**Exercise details:**
Using the material that follows, identify and copy each line with the string "components".

**Material for this task:**
-- Begin --
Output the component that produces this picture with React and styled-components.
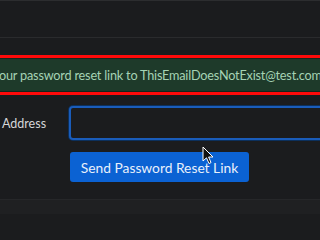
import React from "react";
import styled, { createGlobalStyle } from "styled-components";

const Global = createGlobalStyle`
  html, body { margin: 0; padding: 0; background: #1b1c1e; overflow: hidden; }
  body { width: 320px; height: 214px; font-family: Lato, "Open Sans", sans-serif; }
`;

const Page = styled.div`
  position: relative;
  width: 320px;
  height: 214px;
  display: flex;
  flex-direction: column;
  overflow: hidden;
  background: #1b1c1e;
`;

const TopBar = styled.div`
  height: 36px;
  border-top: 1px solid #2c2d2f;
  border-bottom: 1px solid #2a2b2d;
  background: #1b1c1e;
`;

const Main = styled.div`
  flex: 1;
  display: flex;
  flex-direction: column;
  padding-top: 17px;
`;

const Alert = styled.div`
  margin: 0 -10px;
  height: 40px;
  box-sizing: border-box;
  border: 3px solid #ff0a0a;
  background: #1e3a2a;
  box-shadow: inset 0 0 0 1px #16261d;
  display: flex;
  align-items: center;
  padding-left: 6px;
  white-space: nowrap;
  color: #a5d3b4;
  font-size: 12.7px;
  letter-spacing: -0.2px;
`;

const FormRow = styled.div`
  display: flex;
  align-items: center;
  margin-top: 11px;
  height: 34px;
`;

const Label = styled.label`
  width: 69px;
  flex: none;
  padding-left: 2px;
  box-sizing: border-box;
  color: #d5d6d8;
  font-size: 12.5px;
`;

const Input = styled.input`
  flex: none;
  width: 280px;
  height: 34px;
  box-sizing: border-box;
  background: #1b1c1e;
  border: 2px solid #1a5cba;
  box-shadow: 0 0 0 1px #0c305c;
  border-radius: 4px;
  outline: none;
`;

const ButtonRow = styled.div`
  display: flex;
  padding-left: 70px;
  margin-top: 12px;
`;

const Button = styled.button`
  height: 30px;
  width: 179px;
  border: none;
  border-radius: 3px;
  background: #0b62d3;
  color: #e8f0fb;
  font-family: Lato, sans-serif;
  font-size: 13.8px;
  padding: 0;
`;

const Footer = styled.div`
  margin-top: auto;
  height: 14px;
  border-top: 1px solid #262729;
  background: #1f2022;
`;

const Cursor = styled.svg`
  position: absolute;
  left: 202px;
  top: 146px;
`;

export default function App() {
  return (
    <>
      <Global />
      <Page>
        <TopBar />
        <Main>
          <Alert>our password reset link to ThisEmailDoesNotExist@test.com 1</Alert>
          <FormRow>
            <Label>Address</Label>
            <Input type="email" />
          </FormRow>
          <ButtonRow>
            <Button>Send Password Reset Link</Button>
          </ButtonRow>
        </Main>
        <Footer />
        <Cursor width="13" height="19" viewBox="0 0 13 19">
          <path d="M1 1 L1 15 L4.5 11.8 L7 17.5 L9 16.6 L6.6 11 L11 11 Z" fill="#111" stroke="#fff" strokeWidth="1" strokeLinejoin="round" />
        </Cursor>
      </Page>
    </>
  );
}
-- End --
-- Begin --
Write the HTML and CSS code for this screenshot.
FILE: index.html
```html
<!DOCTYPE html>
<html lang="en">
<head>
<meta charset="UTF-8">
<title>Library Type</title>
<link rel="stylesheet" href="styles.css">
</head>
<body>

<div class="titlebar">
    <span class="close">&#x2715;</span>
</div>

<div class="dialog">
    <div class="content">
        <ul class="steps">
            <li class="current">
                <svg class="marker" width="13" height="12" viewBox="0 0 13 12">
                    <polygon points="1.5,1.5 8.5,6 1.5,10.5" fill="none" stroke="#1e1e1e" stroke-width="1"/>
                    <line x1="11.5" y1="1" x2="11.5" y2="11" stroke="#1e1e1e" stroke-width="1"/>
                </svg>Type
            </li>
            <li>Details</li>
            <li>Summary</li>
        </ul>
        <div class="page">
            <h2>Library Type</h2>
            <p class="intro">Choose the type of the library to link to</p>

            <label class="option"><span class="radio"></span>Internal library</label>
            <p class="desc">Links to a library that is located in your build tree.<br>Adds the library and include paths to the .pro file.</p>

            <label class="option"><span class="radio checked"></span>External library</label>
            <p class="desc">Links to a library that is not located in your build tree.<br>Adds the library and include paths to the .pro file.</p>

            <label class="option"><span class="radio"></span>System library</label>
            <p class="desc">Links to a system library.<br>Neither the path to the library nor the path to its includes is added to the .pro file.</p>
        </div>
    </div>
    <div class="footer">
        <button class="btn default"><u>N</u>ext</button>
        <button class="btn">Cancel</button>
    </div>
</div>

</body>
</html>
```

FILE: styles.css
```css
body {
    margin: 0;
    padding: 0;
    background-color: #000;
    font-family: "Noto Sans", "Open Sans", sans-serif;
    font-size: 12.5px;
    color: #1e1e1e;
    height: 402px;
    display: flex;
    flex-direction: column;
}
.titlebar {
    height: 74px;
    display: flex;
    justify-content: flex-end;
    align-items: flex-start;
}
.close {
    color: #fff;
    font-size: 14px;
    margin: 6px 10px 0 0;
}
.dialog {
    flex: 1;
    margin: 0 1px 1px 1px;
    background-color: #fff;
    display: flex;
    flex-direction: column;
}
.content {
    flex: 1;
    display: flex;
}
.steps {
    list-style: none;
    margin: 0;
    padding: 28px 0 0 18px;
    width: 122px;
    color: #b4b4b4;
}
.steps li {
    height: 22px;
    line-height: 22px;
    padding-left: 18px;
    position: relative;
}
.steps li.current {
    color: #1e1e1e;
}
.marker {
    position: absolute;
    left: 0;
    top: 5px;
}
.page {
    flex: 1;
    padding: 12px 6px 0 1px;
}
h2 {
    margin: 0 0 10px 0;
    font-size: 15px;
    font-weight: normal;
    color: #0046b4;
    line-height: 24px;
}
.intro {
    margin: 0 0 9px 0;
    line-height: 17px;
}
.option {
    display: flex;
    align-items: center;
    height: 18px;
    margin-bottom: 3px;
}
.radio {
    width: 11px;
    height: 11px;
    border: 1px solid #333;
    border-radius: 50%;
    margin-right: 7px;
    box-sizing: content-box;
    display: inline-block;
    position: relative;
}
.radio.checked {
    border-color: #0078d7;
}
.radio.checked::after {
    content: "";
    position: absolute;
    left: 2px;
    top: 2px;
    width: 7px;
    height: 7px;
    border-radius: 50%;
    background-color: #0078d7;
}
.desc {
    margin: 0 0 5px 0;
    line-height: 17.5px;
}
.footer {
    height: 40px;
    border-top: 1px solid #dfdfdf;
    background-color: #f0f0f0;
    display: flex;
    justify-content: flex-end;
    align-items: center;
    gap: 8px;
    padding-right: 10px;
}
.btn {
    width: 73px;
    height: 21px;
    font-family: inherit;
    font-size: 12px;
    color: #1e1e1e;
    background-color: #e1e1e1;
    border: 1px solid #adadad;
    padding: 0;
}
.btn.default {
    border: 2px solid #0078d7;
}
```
-- End --
-- Begin --
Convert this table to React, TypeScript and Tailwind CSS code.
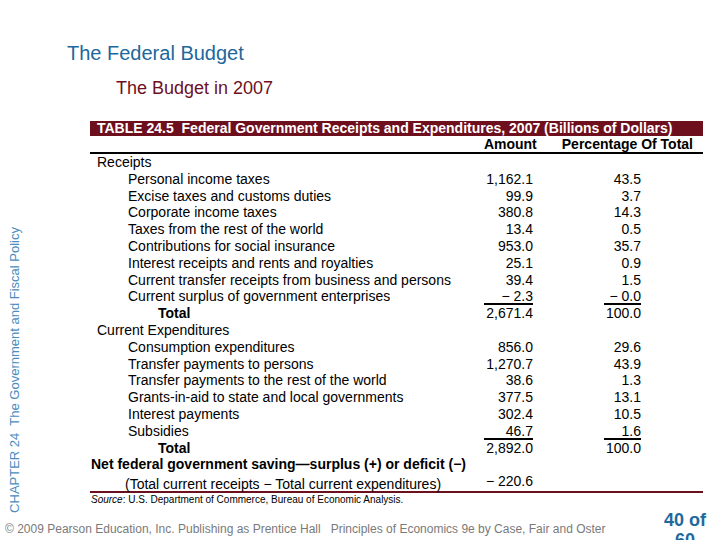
-- End --
**Expected output:**
Output the component that produces this picture with React and styled-components.
import styled, { createGlobalStyle } from "styled-components";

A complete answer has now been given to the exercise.